Martin Kleppmann's Distributed Systems Talks

Overview

Martin Kleppmann is a researcher at the University of Cambridge, the author of Designing Data-Intensive Applications (DDIA), and one of the most influential voices in distributed systems education. His talks, available on YouTube and his personal website, cover distributed systems topics with a rigor that bridges the gap between academic research and production engineering.

Unlike most system design content creators who target interview preparation, Kleppmann teaches the underlying theory: formal models of consistency, correctness proofs for replication algorithms, and the mathematical foundations of CRDTs. This makes his content invaluable for engineers who want to understand not just how distributed systems work, but why they work — and crucially, when they do not.

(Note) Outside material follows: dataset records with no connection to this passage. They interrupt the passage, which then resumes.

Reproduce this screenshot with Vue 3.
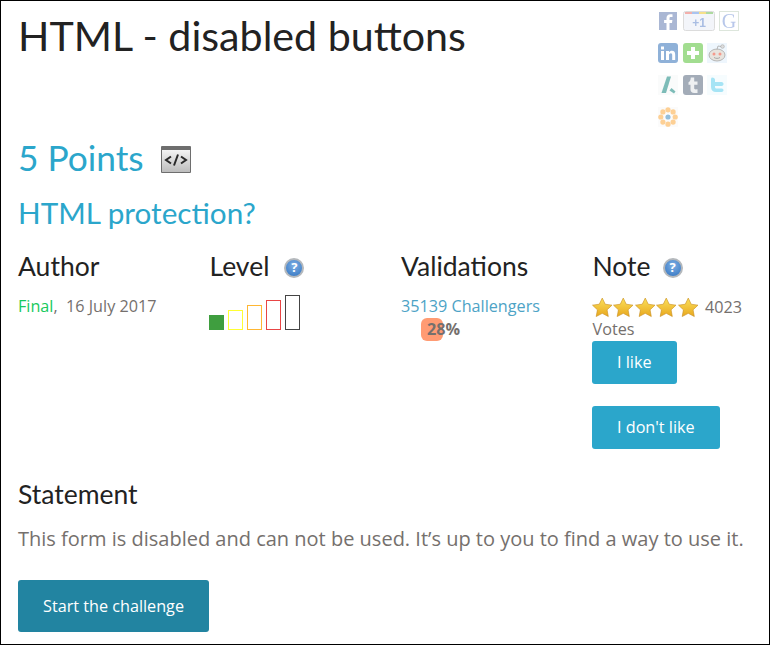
<script setup>
const columnsLevel = [
  { h: 20, c: "#ffff33" },
  { h: 25, c: "#ffb733" },
  { h: 30, c: "#e84545" },
  { h: 35, c: "#444" },
];
</script>

<template>
  <div class="page">
    <header class="top">
      <h1>HTML - disabled buttons</h1>
      <div class="share">
        <div class="share-row">
          <svg class="ic fb" viewBox="0 0 18 18"><rect width="18" height="18" fill="#aab7d4" /><path d="M10.500 18v-7h2.500l.4-3h-2.900V6.500c0-.9.3-1.400 1.500-1.400h1.500V2.400C13.200 2.300 12.300 2.300 11.400 2.300 9.100 2.300 7.500 3.600 7.500 6.100V8H5.100v3h2.400v7z" fill="#fff" /></svg>
          <svg class="plus" viewBox="0 0 32 20">
            <rect x=".5" y=".5" width="31" height="19" rx="2" fill="#f3f5fa" stroke="#dcdcdc" />
            <path d="M2 1h7v2H2z" fill="#f3b0ac" /><path d="M9 1h7v2H9z" fill="#a9c4f0" /><path d="M16 1h7v2h-7z" fill="#f6e08a" /><path d="M23 1h7v2h-7z" fill="#aedaa0" />
            <text x="16" y="15.500" class="plus-text">+1</text>
          </svg>
          <span class="g-box">G</span>
        </div>
        <div class="share-row">
          <svg class="ic wide" viewBox="0 0 20 20"><rect width="20" height="20" rx="3" fill="#8fb1d8" /><path d="M3 8h3v9H3zM3 3.500h3v3H3zM8 8h3v1.300C11.600 8.400 12.600 7.800 14 7.800c2.300 0 3.200 1.500 3.200 3.900V17h-3v-4.800c0-1.200-.4-1.900-1.400-1.900S11 11 11 12.200V17H8z" fill="#fff" /></svg>
          <svg class="ic wide" viewBox="0 0 20 20"><rect width="20" height="20" rx="3" fill="#a2dd90" /><path d="M8 4h4v4h4v4h-4v4H8v-4H4V8h4z" fill="#fff" /></svg>
          <svg class="ic wide" viewBox="0 0 20 20">
            <rect width="20" height="20" fill="#eef6fd" />
            <ellipse cx="10" cy="12" rx="8" ry="6" fill="#e8e4de" stroke="#a8a8a8" stroke-width=".8" />
            <circle cx="7" cy="11" r="1.500" fill="#f59a8c" /><circle cx="13" cy="11" r="1.500" fill="#f59a8c" />
            <circle cx="15.500" cy="3.500" r="1.800" fill="#ddd" stroke="#aaa" stroke-width=".6" />
            <path d="M10 6.500l1-3.500 3 .5" fill="none" stroke="#aaa" stroke-width=".8" />
            <path d="M7 14.500c2 1.200 4 1.200 6 0" fill="none" stroke="#999" stroke-width=".8" />
          </svg>
        </div>
        <div class="share-row">
          <svg class="ic wide" viewBox="0 0 20 20"><rect width="20" height="20" fill="#fafbfb" /><path d="M9 1.500h4L8 18H3.500z" fill="#7dbcb8" /><path d="M13.500 13l4 3.500L16 18.500l-4.500-3z" fill="#7dbcb8" /></svg>
          <svg class="ic wide" viewBox="0 0 20 20"><rect width="20" height="20" rx="3" fill="#a3acb8" /><path d="M7.800 2.500h3.400v4h3.300v3.300h-3.300v3.500c0 1 .8 1.300 3.300 1V18h-3.300c-2.400 0-3.700-1.300-3.700-3.500V9.800H5.500V7.200C6.800 6.800 7.600 5.500 7.800 2.500z" fill="#eef0f2" /></svg>
          <svg class="ic wide" viewBox="0 0 20 20"><rect width="20" height="20" fill="#f6fcfe" /><path d="M5 2.500c2 0 3 1 3 2.500v2h6.500c1.500 0 2 1 2 2s-.7 2-2 2H8v1c0 1.200.8 1.500 2 1.500h4.500c1.500 0 2 1 2 1.800s-.7 1.700-2 1.700H9c-3 0-5-1.800-5-5V5c0-1.200.3-2.500 1-2.500z" fill="#a6e4f5" /></svg>
        </div>
        <div class="share-row">
          <svg class="ic wide" viewBox="0 0 20 20">
            <rect width="20" height="20" fill="#fbfbfb" />
            <g fill="#fdd095">
              <circle cx="10" cy="2.800" r="2.600" /><circle cx="10" cy="17.200" r="2.600" /><circle cx="2.800" cy="10" r="2.600" /><circle cx="17.200" cy="10" r="2.600" />
              <circle cx="4.900" cy="4.900" r="2.600" /><circle cx="15.100" cy="4.900" r="2.600" /><circle cx="4.900" cy="15.100" r="2.600" /><circle cx="15.100" cy="15.100" r="2.600" />
            </g>
            <circle cx="10" cy="10" r="3.300" fill="#fff" />
            <circle cx="10" cy="10" r="2.600" fill="#93bedb" />
          </svg>
        </div>
      </div>
    </header>

    <div class="points">
      <h2>5 Points</h2>
      <svg class="code-ic" viewBox="0 0 30 27">
        <defs>
          <linearGradient id="win" x1="0" y1="0" x2="0" y2="1">
            <stop offset="0" stop-color="#f4f4f4" />
            <stop offset="1" stop-color="#bdbdbd" />
          </linearGradient>
        </defs>
        <rect width="30" height="27" rx="1" fill="#6e6e6e" />
        <rect x="1" y="4" width="28" height="22" fill="url(#win)" />
        <path d="M10 10.500l-5 3.500 5 3.500M20 10.500l5 3.500-5 3.500M17 8.500l-4 11" fill="none" stroke="#2a2a2a" stroke-width="2" />
      </svg>
    </div>
    <h3>HTML protection?</h3>

    <div class="cols">
      <section>
        <h4>Author</h4>
        <p class="text"><span class="final">Final</span>,&nbsp; 16 July 2017</p>
      </section>
      <section>
        <h4>Level <span class="help">?</span></h4>
        <div class="bars">
          <span class="bar first"></span>
          <span
            v-for="b in columnsLevel"
            :key="b.h"
            class="bar"
            :style="{ height: b.h + 'px', borderColor: b.c }"
          ></span>
        </div>
      </section>
      <section>
        <h4>Validations</h4>
        <p class="text link">35139 Challengers</p>
        <div class="pct"><span class="pct-bg"></span><b>28%</b></div>
      </section>
      <section>
        <h4 class="note-title">Note <span class="help">?</span></h4>
        <div class="votes">
          <svg v-for="n in 5" :key="n" class="star" viewBox="0 0 20 20">
            <defs>
              <linearGradient :id="'star' + n" x1="0" y1="0" x2="0" y2="1">
                <stop offset="0" stop-color="#fbe05a" />
                <stop offset="1" stop-color="#e8a81f" />
              </linearGradient>
            </defs>
            <path d="M10 .8l2.900 6 6.600.9-4.800 4.600 1.200 6.500L10 15.700l-5.900 3.100 1.200-6.500L.5 7.700l6.600-.9z" :fill="'url(#star' + n + ')'" stroke="#c98f1e" stroke-width=".6" stroke-linejoin="round" />
          </svg>
          <span class="count">4023</span>
          <span class="votes-label">Votes</span>
        </div>
        <a class="btn like">I like</a>
        <a class="btn dislike">I don't like</a>
      </section>
    </div>

    <h5>Statement</h5>
    <p class="statement">This form is disabled and can not be used. It’s up to you to find a way to use it.</p>
    <a class="start">Start the challenge</a>
  </div>
</template>

<style scoped>
.page {
  box-sizing: border-box;
  width: 770px;
  height: 645px;
  border: 1px solid #000;
  padding: 0 0 0 17px;
  overflow: hidden;
  font-family: "Open Sans", "Noto Sans", sans-serif;
  color: #75706d;
  background: #fff;
}

.top {
  display: flex;
  justify-content: space-between;
  height: 134px;
}

h1 {
  margin: 9px 0 0;
  font-family: Lato, "Noto Sans", sans-serif;
  font-weight: 400;
  font-size: 41.200px;
  line-height: 50px;
  color: #222;
}

.share {
  width: 111px;
  padding-top: 10px;
}

.share-row {
  display: flex;
  align-items: center;
  gap: 4.500px;
  height: 20px;
  margin-bottom: 12px;
  filter: blur(0.35px);
}

.ic {
  width: 18px;
  height: 18px;
}

.ic.fb {
  margin: 0 1.500px 0 1px;
}

.ic.wide {
  width: 20px;
  height: 20px;
}

.plus {
  width: 32px;
  height: 20px;
  margin-right: -.5px;
}

.plus-text {
  font-family: "Liberation Sans", sans-serif;
  font-size: 12px;
  font-weight: 700;
  fill: #a9bde3;
  text-anchor: middle;
}

.g-box {
  box-sizing: border-box;
  width: 20px;
  height: 20px;
  border: 1px solid #dde6dc;
  color: #b8c7ea;
  font-family: "Liberation Serif", serif;
  font-size: 20px;
  line-height: 18px;
  text-align: center;
}

.points {
  display: flex;
  align-items: center;
  gap: 17px;
  height: 46px;
}

h2 {
  margin: 0;
  font-family: Lato, "Noto Sans", sans-serif;
  font-weight: 400;
  font-size: 35.300px;
  line-height: 48px;
  color: #2ba6cb;
}

.code-ic {
  width: 30px;
  height: 27px;
  margin-top: 3px;
}

h3 {
  margin: 13px 0 0;
  font-family: Lato, "Noto Sans", sans-serif;
  font-weight: 400;
  font-size: 29.700px;
  line-height: 38px;
  color: #2ba6cb;
}

.cols {
  display: grid;
  grid-template-columns: repeat(4, 191.500px);
  margin-top: 16px;
}

h4 {
  display: flex;
  align-items: center;
  gap: 15px;
  margin: 0;
  font-family: Lato, "Noto Sans", sans-serif;
  font-weight: 400;
  font-size: 26.500px;
  line-height: 36px;
  color: #222;
}

.note-title {
  gap: 12px;
}

.help {
  display: inline-flex;
  align-items: center;
  justify-content: center;
  box-sizing: border-box;
  width: 20px;
  height: 20px;
  margin-top: 3px;
  border: 2px solid #b4b8bc;
  border-radius: 50%;
  background: radial-gradient(circle at 50% 35%, #7fb0e4, #2f72c0);
  color: #fff;
  font-family: "Open Sans", sans-serif;
  font-weight: 700;
  font-size: 13px;
  line-height: 1;
}

.text {
  margin: 11px 0 0;
  font-size: 16.200px;
  line-height: 23px;
}

.final {
  color: #17c95d;
}

.link {
  color: #4da3c6;
}

.bars {
  display: flex;
  align-items: flex-end;
  gap: 4px;
  height: 36px;
  margin-top: 10px;
  margin-left: -1px;
}

.bar {
  box-sizing: border-box;
  display: block;
  width: 15px;
  border: 1px solid;
}

.bar.first {
  height: 15px;
  background: #3f9e3f;
  border-color: #3f9e3f;
}

.pct {
  position: relative;
  height: 23px;
  padding-left: 26px;
  font-size: 16.200px;
  line-height: 23px;
}

.pct b {
  position: relative;
  color: #75706d;
}

.pct-bg {
  position: absolute;
  left: 20px;
  top: 0;
  width: 22px;
  height: 23px;
  border-radius: 6px;
  background: #ff9b73;
}

.votes {
  display: flex;
  flex-wrap: wrap;
  align-items: center;
  gap: 1px;
  width: 158px;
  margin: 12px 0 0 -1px;
  font-size: 16.200px;
  line-height: 23px;
}

.star {
  width: 20.500px;
  height: 21px;
}

.count {
  margin-left: 6px;
}

.votes-label {
  width: 100%;
  margin-top: -2px;
  padding-left: 1px;
}

.btn {
  display: block;
  width: fit-content;
  margin-left: -1px;
  padding: 0 25.500px;
  border-radius: 3px;
  background: #2ba6cb;
  color: #fff;
  font-size: 16.200px;
  line-height: 43px;
}

.dislike {
  margin-top: 22px;
}

h5 {
  margin: 28px 0 0;
  font-family: Lato, "Noto Sans", sans-serif;
  font-weight: 400;
  font-size: 26.500px;
  line-height: 34px;
  color: #222;
}

.statement {
  margin: 12px 0 0;
  font-size: 20px;
  line-height: 32px;
}

.start {
  display: block;
  width: fit-content;
  margin-top: 25px;
  padding: 0 25px;
  border-radius: 3px;
  background: #2284a1;
  color: #fff;
  font-size: 16.200px;
  line-height: 52px;
}
</style>
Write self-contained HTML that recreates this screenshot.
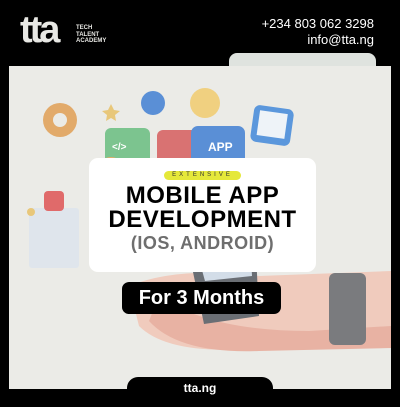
<!DOCTYPE html><html><head><style>
body{margin:0;width:400px;height:400px;background:#000;position:relative;overflow:hidden;font-family:"Liberation Sans",sans-serif}
.a{position:absolute}
</style></head><body>
<div class="a" style="left:20px;top:12px;color:#e8e8e4;font-weight:bold;font-size:38px;letter-spacing:-3px;line-height:36px">tta</div>
<div class="a" style="left:76px;top:25px;color:#e8e8e4;font-weight:bold;font-size:6px;line-height:6.5px">TECH<br>TALENT<br>ACADEMY</div>
<div class="a" style="right:26px;top:16px;color:#fff;font-size:13px;line-height:16px;text-align:right">+234 803 062 3298<br>info@tta.ng</div>
<div class="a" style="left:229px;top:53px;width:147px;height:20px;background:#dfe3df;border-radius:8px 8px 0 0"></div>
<div class="a" style="left:9px;top:66px;width:382px;height:323px;background:#ebebe7"></div>
<svg class="a" style="left:9px;top:66px" width="382" height="323">
<path d="M120 220 Q170 200 250 210 L382 205 L382 280 L250 282 Q160 290 130 260 Z" fill="#f0cbbd"/>
<path d="M150 230 Q200 265 300 265 L382 260 L382 282 L250 285 Q170 288 140 255Z" fill="#e8b2a3"/>
<rect x="320" y="207" width="37" height="72" rx="6" fill="#7a7b7e"/>
<path d="M170 140 L245 145 L250 250 L195 258 Z" fill="#6a6e74"/>
<path d="M178 150 L240 152 L243 210 L196 215 Z" fill="#d3dde8"/>
<circle cx="51" cy="54" r="17" fill="#e2aa6a"/><circle cx="51" cy="54" r="7" fill="#ebebe7"/>
<path d="M102 38 l3 6 6 1 -5 4 1 6 -5 -3 -5 3 1 -6 -5 -4 6 -1z" fill="#e8c77a"/>
<circle cx="144" cy="37" r="12" fill="#5a8fd6"/>
<circle cx="196" cy="37" r="15" fill="#f0d080"/>
<rect x="243" y="41" width="40" height="37" rx="6" fill="#5b97dc" transform="rotate(8 263 60)"/>
<rect x="249" y="46" width="28" height="25" fill="#eef3f8" transform="rotate(8 263 60)"/>
<rect x="96" y="62" width="45" height="38" rx="6" fill="#7cc48f"/>
<text x="103" y="84" font-size="10" fill="#fff" font-weight="bold" font-family="Liberation Sans">&lt;/&gt;</text>
<rect x="148" y="64" width="40" height="40" rx="6" fill="#d97272"/>
<rect x="182" y="60" width="54" height="40" rx="7" fill="#5a8fd6"/>
<text x="199" y="85" font-size="12" fill="#fff" font-weight="bold" font-family="Liberation Sans">APP</text>
<rect x="20" y="142" width="50" height="60" rx="3" fill="#dfe5ec"/>
<circle cx="22" cy="146" r="4" fill="#e8c77a"/>
<rect x="35" y="125" width="20" height="20" rx="4" fill="#e06a6a"/>
<circle cx="102" cy="105" r="14" fill="#e2ad6a"/>
</svg>
<div class="a" style="left:89px;top:158px;width:227px;height:114px;background:#fff;border-radius:9px;text-align:center">
<div style="display:inline-block;margin-top:13px;background:#e5e83a;border-radius:6px;padding:0 8px;font-size:6px;letter-spacing:3px;line-height:9px;color:#333">EXTENSIVE</div>
<div style="font-weight:bold;font-size:24px;line-height:24px;margin-top:3px;color:#000;letter-spacing:0.5px">MOBILE APP<br>DEVELOPMENT</div>
<div style="font-weight:bold;font-size:18px;line-height:22px;color:#6e6e6e;letter-spacing:0.5px">(IOS, ANDROID)</div>
</div>
<div class="a" style="left:122px;top:282px;width:159px;height:32px;background:#000;border-radius:7px;color:#fff;font-weight:bold;font-size:20px;line-height:32px;text-align:center">For 3 Months</div>
<div class="a" style="left:127px;top:377px;width:146px;height:30px;background:#000;border-radius:11px 11px 0 0;color:#fff;font-weight:bold;font-size:12px;line-height:22px;text-align:center">tta.ng</div>
</body></html>
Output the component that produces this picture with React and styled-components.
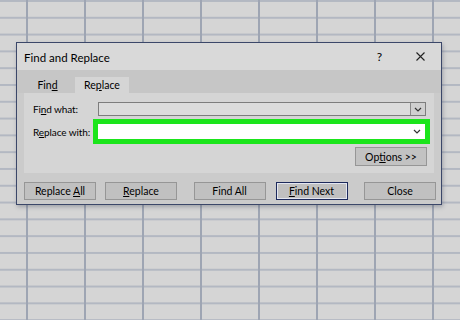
import styled, { createGlobalStyle } from "styled-components";

const GlobalStyle = createGlobalStyle`
  body {
    margin: 0;
    background: #d6d6d6;
    font-family: Lato, "Liberation Sans", sans-serif;
  }
`;

const Sheet = styled.div`
  position: relative;
  width: 460px;
  height: 320px;
  overflow: hidden;
  background-color: #d5d5d5;
  background-image: linear-gradient(to right, #9ea5b3 2px, transparent 2px),
    linear-gradient(to bottom, #b3b8c2 2px, transparent 2px);
  background-size: 58px 100%, 100% 16.8px;
  background-position: 26px 0, 0 0;
`;

const Dialog = styled.div`
  position: absolute;
  left: 16px;
  top: 42px;
  width: 426px;
  height: 163px;
  box-sizing: border-box;
  border: 1px solid #3b4769;
  background: #cbcbcb;
  box-shadow: 1px 2px 4px rgba(60, 70, 90, 0.35);
  display: flex;
  flex-direction: column;
  color: #000;
`;

const TitleBar = styled.div`
  height: 27px;
  flex: none;
  display: flex;
  align-items: center;
  padding: 0 16px 0 7px;
  background: #d9d9d9;
`;

const Title = styled.div`
  flex: 1;
  font-size: 11.5px;
  padding-top: 1px;
`;

const HelpMark = styled.span`
  font-size: 12px;
  margin-right: 34px;
`;

const TabStrip = styled.div`
  height: 23px;
  flex: none;
  display: flex;
  align-items: flex-end;
  padding-left: 7px;
  background: #c6c6c6;
`;

const Tab = styled.div`
  height: 16px;
  display: flex;
  align-items: center;
  justify-content: center;
  width: ${(p) => p.$w}px;
  margin-right: 4px;
  font-size: 10.5px;
  background: ${(p) => (p.$active ? "#d5d5d5" : "transparent")};
`;

const Panel = styled.div`
  margin: 0 7px;
  height: 80px;
  flex: none;
  box-sizing: border-box;
  padding: 9px 8px 0 9px;
  background: #d5d5d5;
  display: grid;
  grid-template-columns: 65px 1fr;
  grid-template-rows: 14px 15px 19px;
  row-gap: 8px;
  align-items: center;
`;

const Label = styled.div`
  font-size: 10px;
  letter-spacing: -0.1px;
  white-space: nowrap;
`;

const Combo = styled.div`
  height: ${(p) => (p.$highlight ? 15 : 14)}px;
  box-sizing: border-box;
  display: flex;
  align-items: stretch;
  justify-content: flex-end;
  border: 1px solid ${(p) => (p.$highlight ? "#ffffff" : "#7d7d7d")};
  background: ${(p) => (p.$highlight ? "#ffffff" : "#dcdcdc")};
  outline: ${(p) => (p.$highlight ? "5px solid #1be51b" : "none")};
  margin-right: ${(p) => (p.$highlight ? 1 : 0)}px;
`;

const DropButton = styled.div`
  width: 14px;
  display: flex;
  align-items: center;
  justify-content: center;
  border-left: 1px solid ${(p) => (p.$plain ? "#ffffff" : "#8a8a8a")};
  background: ${(p) => (p.$plain ? "#ffffff" : "#cfcfcf")};
`;

const OptionsButton = styled.button`
  grid-column: 2;
  justify-self: end;
  width: 72px;
  height: 19px;
  margin-right: -1px;
  padding: 0;
  font-family: inherit;
  font-size: 10.5px;
  color: #000;
  background: #c2c2c2;
  border: 1px solid #969696;
`;

const ButtonRow = styled.div`
  flex: 1;
  display: flex;
  justify-content: space-between;
  align-items: flex-start;
  padding: 9px 5px 0 7px;
`;

const Group = styled.div`
  display: flex;
  gap: ${(p) => p.$gap}px;
`;

const Button = styled.button`
  width: 72px;
  height: 18px;
  padding: 0;
  font-family: inherit;
  font-size: 10.5px;
  color: #000;
  background: #c0c0c0;
  border: 1px solid ${(p) => (p.$default ? "#1d2a5c" : "#969696")};
  box-shadow: ${(p) => (p.$default ? "inset 0 0 0 1px #e3e6f0" : "none")};
`;

const Key = styled.span`
  text-decoration: underline;
  text-underline-offset: 1px;
`;

const Chevron = () => (
  <svg width="8" height="5" viewBox="0 0 8 5">
    <polyline points="1,1 4,4 7,1" fill="none" stroke="#333" strokeWidth="1.2" />
  </svg>
);

const CloseIcon = () => (
  <svg width="9" height="9" viewBox="0 0 9 9">
    <path d="M0.5 0.5 L8.5 8.5 M8.5 0.5 L0.5 8.5" stroke="#222" strokeWidth="1.1" />
  </svg>
);

export default function App() {
  return (
    <>
      <GlobalStyle />
      <Sheet>
        <Dialog>
          <TitleBar>
            <Title>Find and Replace</Title>
            <HelpMark>?</HelpMark>
            <CloseIcon />
          </TitleBar>
          <TabStrip>
            <Tab $w={47}>
              Fin<Key>d</Key>
            </Tab>
            <Tab $w={54} $active>
              Re<Key>p</Key>lace
            </Tab>
          </TabStrip>
          <Panel>
            <Label>
              Fi<Key>n</Key>d what:
            </Label>
            <Combo>
              <DropButton>
                <Chevron />
              </DropButton>
            </Combo>
            <Label>
              R<Key>e</Key>place with:
            </Label>
            <Combo $highlight>
              <DropButton $plain>
                <Chevron />
              </DropButton>
            </Combo>
            <OptionsButton>
              Op<Key>t</Key>ions &gt;&gt;
            </OptionsButton>
          </Panel>
          <ButtonRow>
            <Group $gap={9}>
              <Button>
                Replace <Key>A</Key>ll
              </Button>
              <Button>
                <Key>R</Key>eplace
              </Button>
            </Group>
            <Group $gap={10}>
              <Button>Find All</Button>
              <Button $default>
                <Key>F</Key>ind Next
              </Button>
            </Group>
            <Group $gap={0}>
              <Button>Close</Button>
            </Group>
          </ButtonRow>
        </Dialog>
      </Sheet>
    </>
  );
}
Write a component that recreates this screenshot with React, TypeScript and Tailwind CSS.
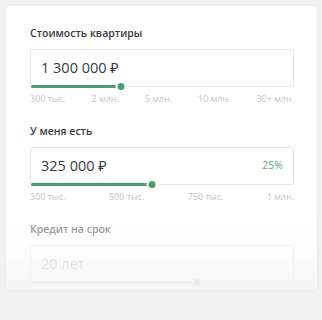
import React from "react";

type Field = {
  label: string;
  value: string;
  suffix?: string;
  percent: number;
  ticks: string[];
  muted?: boolean;
};

const fields: Field[] = [
  {
    label: "Стоимость квартиры",
    value: "1 300 000 ₽",
    percent: 34.5,
    ticks: ["300 тыс.", "2 млн.", "5 млн.", "10 млн.", "30+ млн."],
  },
  {
    label: "У меня есть",
    value: "325 000 ₽",
    suffix: "25%",
    percent: 46,
    ticks: ["300 тыс.", "500 тыс.", "750 тыс.", "1 млн."],
  },
  {
    label: "Кредит на срок",
    value: "20 лет",
    percent: 63.5,
    ticks: ["\u00a0"],
    muted: true,
  },
];

function SliderField({ field }: { field: Field }) {
  const green = field.muted ? "bg-[#d9e6de]" : "bg-[#4f9a6f]";
  return (
    <div className="flex flex-col">
      <div
        className={`text-[10.5px] font-semibold leading-[14px] ${
          field.muted ? "text-[#8f8f8f]" : "text-[#3a3a3a]"
        }`}
      >
        {field.label}
      </div>
      <div
        className={`relative mt-[9px] h-[38px] rounded-[3px] border bg-white ${
          field.muted ? "border-[#f0f0f0]" : "border-[#e4e6e5]"
        }`}
      >
        <div className="flex h-full items-center justify-between pl-[10px] pr-[10px]">
          <span
            className={`text-[14.5px] leading-none ${
              field.muted ? "text-[#c8c8c8]" : "text-[#3a3a3a]"
            }`}
          >
            {field.value}
          </span>
          {field.suffix && (
            <span className="text-[10.5px] text-[#5ea57c]">{field.suffix}</span>
          )}
        </div>
        <div
          className={`absolute -bottom-[2px] left-0 h-[3px] rounded-full ${green}`}
          style={{ width: `${field.percent}%` }}
        />
        <div
          className={`absolute -bottom-[6px] h-[11px] w-[11px] -translate-x-1/2 rounded-full border-2 border-white ${
            field.muted ? "bg-[#d6d6d6]" : "bg-[#4f9a6f]"
          }`}
          style={{ left: `${field.percent}%` }}
        />
      </div>
      <div className="mt-[7px] flex justify-between text-[9px] leading-[10px] text-[#c6c6c6]">
        {field.ticks.map((t, i) => (
          <span key={i}>{t}</span>
        ))}
      </div>
    </div>
  );
}

export default function App() {
  return (
    <div
      className="h-[320px] w-[322px] overflow-hidden bg-[#f2f2f2] pl-[6px] pt-[6px]"
      style={{ fontFamily: '"Open Sans", "Noto Sans", sans-serif' }}
    >
      <div className="relative h-[284px] w-[311px] overflow-hidden rounded-[4px] bg-white pl-[24px] pr-[23px] pt-[20px] shadow-[0_0_4px_rgba(0,0,0,0.06)]">
        <div className="flex flex-col gap-[20px]">
          {fields.map((f) => (
            <SliderField key={f.label} field={f} />
          ))}
        </div>
        <div className="pointer-events-none absolute inset-x-0 bottom-0 h-[70px] bg-gradient-to-b from-white/0 via-[#f8f8f8]/40 to-[#f3f3f3]/90" />
      </div>
    </div>
  );
}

The Cambridge Distributed Systems Lecture Series

Kleppmann's most comprehensive resource is his distributed systems lecture series from the University of Cambridge. The full course is available on YouTube and covers:

Lecture 1-2: Introduction and Models. What is a distributed system? System models (synchronous, asynchronous, partially synchronous). Failure models (crash-stop, crash-recovery, Byzantine). The two generals problem and why it proves that consensus over unreliable networks is impossible in certain models.

Lecture 3-4: Time, Clocks, and Ordering. Physical clocks vs logical clocks. Lamport timestamps. Vector clocks. Happens-before relationships. Why clock synchronization is fundamentally imprecise and what that means for distributed databases.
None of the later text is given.